The whiskers that extend from the box represent the range of scores, another measure of variability. One can see that participants in the shallow processing group recalled from 1 to 6 words and those in the deep processing group recalled from 4 to 12 words. The whiskers show that there is some overlap in the number of words recalled between the two groups and that there is more variability in the deep processing group than in the shallow processing group.

Page 261

Figure 2.3 Figure 8.2 Box-and-Whisker Plots Showing the Results of the Depth of Processing Study Note that the middle 50% of cases, represented by the box for the deep processors, recalled more words than the average cases for the shallow processors. This graph appears to show that deep processing leads to better recall than shallow processing. To make sure that the result is a statistically significant one, a researcher would need to complete the appropriate hypothesis test, an independent-samples t test.

It certainly appears as if deeper processing leads to better memory, and this was the result that Craik and Tulving found back in 1975. But, in order to see if he replicated their results, Dr. Villanova will need to complete a hypothesis test to see if the difference is a statistically significant one.

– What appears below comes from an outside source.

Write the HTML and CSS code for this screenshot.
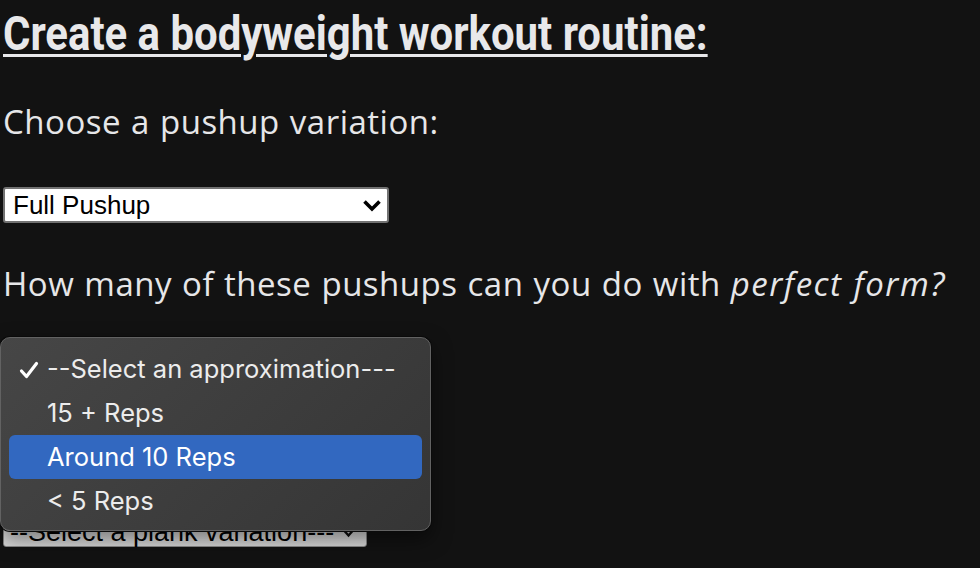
FILE: index.html
```html
<!DOCTYPE html>
<html>
<head>
<meta charset="utf-8">
<link rel="stylesheet" href="styles.css">
</head>
<body>
<main class="page">
  <h1 class="title"><span class="title-text">Create a bodyweight workout routine:</span></h1>

  <p class="question">Choose a pushup variation:</p>
  <div class="select select-white">
    <span class="select-value">Full Pushup</span>
    <svg class="chev" width="20" height="13" viewBox="0 0 20 13"><path d="M2.5 2.5 L10 10 L17.5 2.5" fill="none" stroke="#000" stroke-width="3.6"/></svg>
  </div>

  <p class="question">How many of these pushups can you do with <em>perfect form?</em></p>
  <div class="select select-white">
    <span class="select-value">--Select an approximation---</span>
    <svg class="chev" width="20" height="13" viewBox="0 0 20 13"><path d="M2.5 2.5 L10 10 L17.5 2.5" fill="none" stroke="#000" stroke-width="3.6"/></svg>
  </div>

  <p class="question">Choose a plank variation:</p>
  <div class="select select-grey">
    <span class="select-value">--Select a plank variation---</span>
    <svg class="chev-small" width="11" height="9" viewBox="0 0 11 9"><path d="M1.5 2 L5.5 6.5 L9.5 2" fill="none" stroke="#111" stroke-width="2.4"/></svg>
  </div>

  <div class="popup">
    <div class="opt opt-checked"><svg class="check" width="22" height="20" viewBox="0 0 22 20"><path d="M3.5 11 L8.5 16.5 L18.5 3.5" fill="none" stroke="#fff" stroke-width="3.2" stroke-linecap="round" stroke-linejoin="round"/></svg><span>--Select an approximation---</span></div>
    <div class="opt">15 + Reps</div>
    <div class="opt opt-active">Around 10 Reps</div>
    <div class="opt">&lt; 5 Reps</div>
  </div>
</main>
</body>
</html>
```
FILE: styles.css
```css
html, body {
  margin: 0;
  padding: 0;
  background: #121212;
}
body {
  min-height: 100vh;
}
.page {
  position: relative;
  padding: 0 3px;
  color: #e6e6e8;
  font-family: "Open Sans", sans-serif;
}
.title {
  margin: 0;
  padding-top: 6px;
  font-family: Roboto, sans-serif;
  font-weight: 700;
  font-size: 49px;
  line-height: 55px;
  white-space: nowrap;
}
.title-text {
  display: inline-block;
  text-decoration: underline;
  text-decoration-thickness: 3px;
  text-underline-offset: 4px;
  transform: scaleX(0.855);
  transform-origin: left center;
  color: #e8e8ea;
}
.question {
  margin: 39px 0 43px;
  font-size: 33px;
  line-height: 44px;
  letter-spacing: 0.5px;
  word-spacing: 1px;
  white-space: nowrap;
}
.question em {
  font-style: italic;
  letter-spacing: 1.5px;
}
.select {
  display: flex;
  align-items: center;
  justify-content: space-between;
  box-sizing: border-box;
  height: 36px;
  border-radius: 3px;
  color: #000;
  font-family: "Liberation Sans", Arial, sans-serif;
  font-size: 26px;
}
.select-white {
  width: 386px;
  background: #fff;
  border: 2px solid #727272;
  padding: 0 5px 0 8px;
}
.select-grey {
  width: 364px;
  align-items: flex-end;
  background: linear-gradient(#f6f6f6, #d8d8d8);
  border: 1px solid #8a8a8a;
  padding: 0 12px 0 6px;
  font-size: 27px;
  line-height: 27px;
}
.chev-small {
  margin-bottom: 8px;
}
.popup {
  position: absolute;
  left: 0;
  top: 337px;
  width: 431px;
  height: 194px;
  box-sizing: border-box;
  padding: 9px 8px;
  background: linear-gradient(135deg, #464646, #353535);
  border: 1px solid #626262;
  border-radius: 10px;
  box-shadow: 0 0 0 1px #0a0a0a, 0 8px 20px rgba(0,0,0,0.5);
  font-family: Inter, "Noto Sans", sans-serif;
  font-size: 25.5px;
  color: #ececec;
}
.opt {
  position: relative;
  height: 44px;
  line-height: 44px;
  padding-left: 38px;
  border-radius: 6px;
}
.opt-active {
  background: #3268c0;
  color: #fff;
}
.check {
  position: absolute;
  left: 9px;
  top: 13px;
}
```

Step 1 Pick a Test. The first step in completing a hypothesis test is choosing the correct test. Here, Dr. Villanova is comparing the mean of one population to the mean of another population, so he will use a two-sample t test. The two sample sizes are different (n_Shallow = 18 and n_Deep = 20), which means they are independent samples (see Table 8.1). In addition, the cases in one sample aren’t paired with the cases in the other sample, another indicator of independent samples. As the samples are independent, his planned test is the independent-samples t test.

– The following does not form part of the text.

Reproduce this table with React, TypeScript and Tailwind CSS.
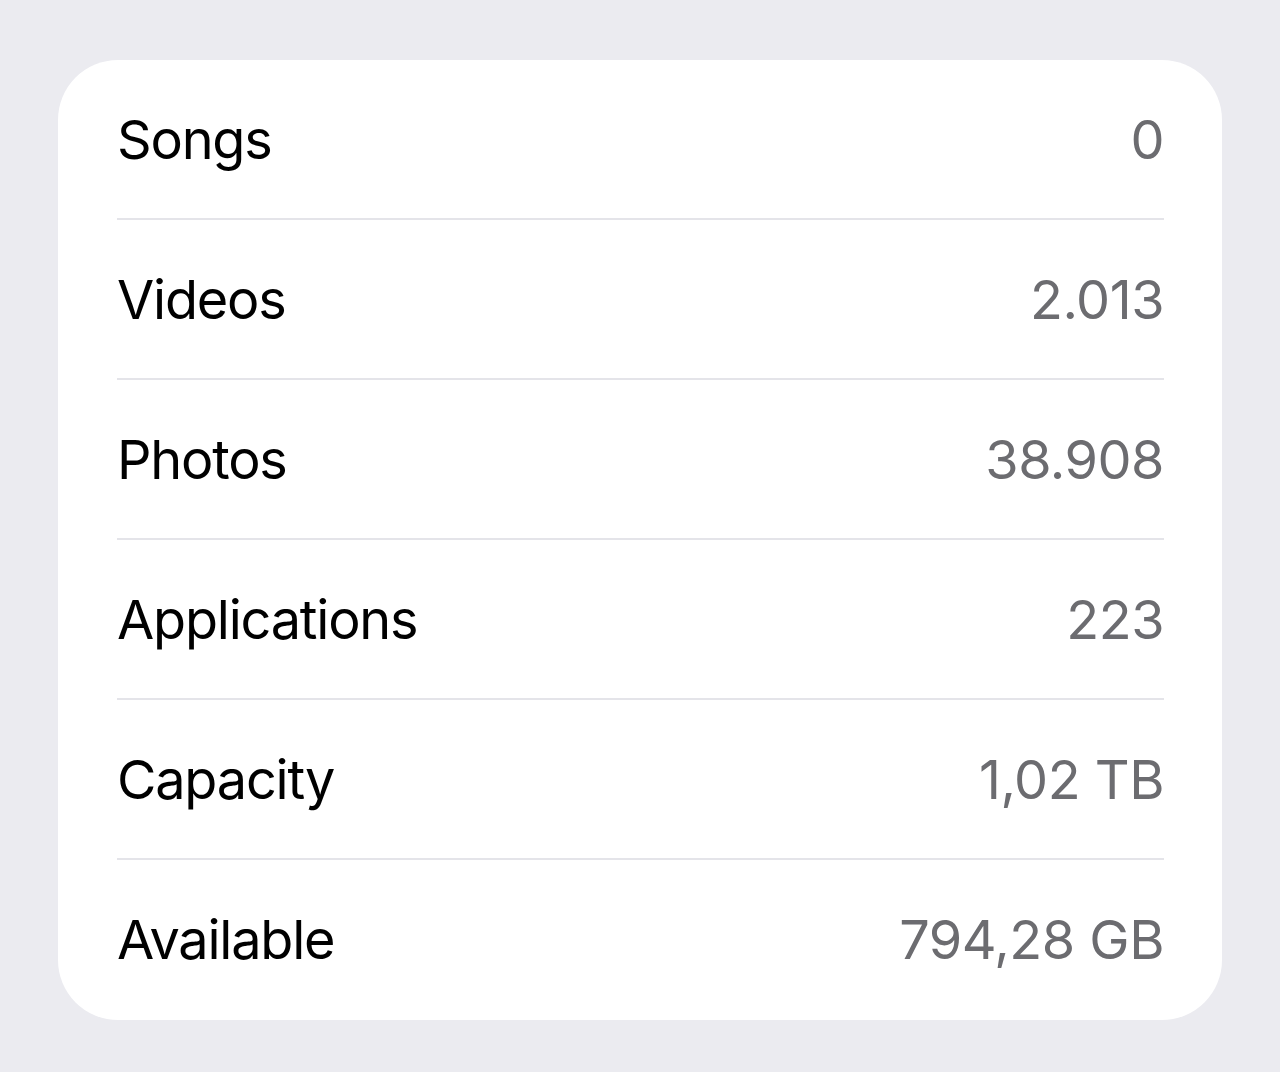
const rows = [
  { label: "Songs", value: "0" },
  { label: "Videos", value: "2.013" },
  { label: "Photos", value: "38.908" },
  { label: "Applications", value: "223" },
  { label: "Capacity", value: "1,02 TB" },
  { label: "Available", value: "794,28 GB" },
];

export default function App() {
  return (
    <div className="min-h-[1072px] w-[1280px] bg-[#ebebf0] pt-[60px] font-['Inter','Noto_Sans',sans-serif]">
      <div className="mx-[58px] rounded-[60px] bg-white pb-[2px] pl-[59px] pr-[58px]">
        {rows.map((row, i) => (
          <div
            key={row.label}
            className={
              i < rows.length - 1
                ? "flex h-[158px] items-center justify-between border-b-[2px] border-[#e4e4e9] box-content"
                : "flex h-[158px] items-center justify-between"
            }
          >
            <span className="text-[54px] tracking-[-1.2px] text-black">{row.label}</span>
            <span className="text-[54px] tracking-[-0.5px] text-[#6c6c70]">{row.value}</span>
          </div>
        ))}
      </div>
    </div>
  );
}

Step 2 Check the Assumptions. Several of the assumptions for the independent-samples t test, listed in Table 8.2, are familiar from the single-sample t test, but one is new.

Page 262

The first assumption, random samples, is one seen before. For the depth of processing study, the participants are intro psych students, specifically ones who volunteered to participate in this study. Dr. Villanova may have used random assignment to place the participants into a control group and an experimental group, but he doesn’t have a random sample of participants. Thus, this assumption was violated and this will have an impact on interpreting the results. However, such an assumption is robust, so he can proceed with the t test.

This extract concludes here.